FROM debian:stable-slim

ARG DEBIAN_FRONTEND=noninteractive

RUN apt-get update && apt-get full-upgrade -y && apt-get install -y --no-install-recommends \
    systemd \
    procps \
    apt-utils \
    build-essential \
    postgresql-server-dev-all \
    postgresql-plpython3-13 \
    pgxnclient \
    libc6-dev \
    wget \
    python3 \
    python3-pip \
    python-is-python3 \
 && rm -rf /var/lib/apt/lists/*

# Import source files into the image
RUN mkdir /docker
WORKDIR /docker
COPY . /docker

# Install PostgreSQL Faker
RUN python3 -m pip install --upgrade pip && pip3 install Faker==6.1.1 && \
    pgxn install postgresql_faker

# Install anon extension
#RUN cd src && make && make install
RUN pwd
RUN ls -lsa

# init script
RUN mkdir -p /docker/docker-entrypoint-initdb.d
COPY ./init_anon.sh /docker/docker-entrypoint-initdb.d/init_anon.sh

# Alternative Entrypoint
COPY ./anon.sh /docker/anon.sh
COPY ./init_anon.sh /docker/init_anon.sh

RUN /docker/docker-entrypoint-initdb.d/init_anon.sh

ENTRYPOINT ["/docker/docker-entrypoint-initdb.d/anon.sh"]

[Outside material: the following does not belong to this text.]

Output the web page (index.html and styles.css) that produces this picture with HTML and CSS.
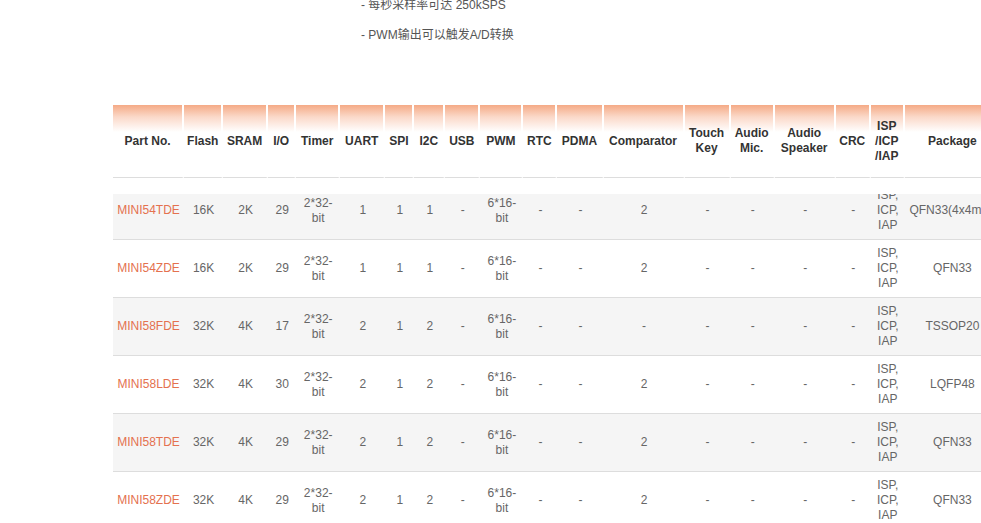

...and the following docker-compose.yml:

version: '3'

services:
  PostgreSQLAnonymizer:
    container_name: PostgreSQLAnonymizer
    hostname: PostgreSQLAnonymizer
    image: postgresql_anonymizer
    build: .
    #image: registry.gitlab.com/dalibo/postgresql_anonymizer
    ports:
      - "5432:5432"
    environment:
      - HOSTNAME=PostgreSQLAnonymizer
      - POSTGRES_DB=postgres
      - POSTGRES_PASSWORD=secret
      - PGUSER=postgres # required for `make installcheck`
      - POSTGRES_USER=postgres
    networks:
      - postgres-network
    #command: /usr/bin/postgres -c shared_preload_libraries='anon'
    command: /bin/systemctl restart postgresql && su postgres -c "/usr/bin/psql -U postgres -p 5432 -h PostgreSQLAnonymizer -c shared_preload_libraries='anon' postgres"
    working_dir: /tmp/source
    volumes:
      - $PWD:/tmp/source
    #- $PWD/anon:/usr/share/postgresql/10/extension/anon
    #
networks:
  postgres-network:

The custom entrypoint (init_anon.sh) looks like the following:

#!/bin/sh

set -e

# Perform all actions as $POSTGRES_USER
export PGUSER="$POSTGRES_USER"

# this is simpler than updating shared_preload_libraries in postgresql.conf
echo "Loading extension for all further sessions"
psql -h PostgreSQLAnonymizer -p 5432 -U postgres --dbname="postgres" -c "ALTER SYSTEM SET session_preload_libraries = 'anon';"
psql -h PostgreSQLAnonymizer -p 5432 -U postgres --dbname="postgres" -c "SELECT pg_reload_conf();"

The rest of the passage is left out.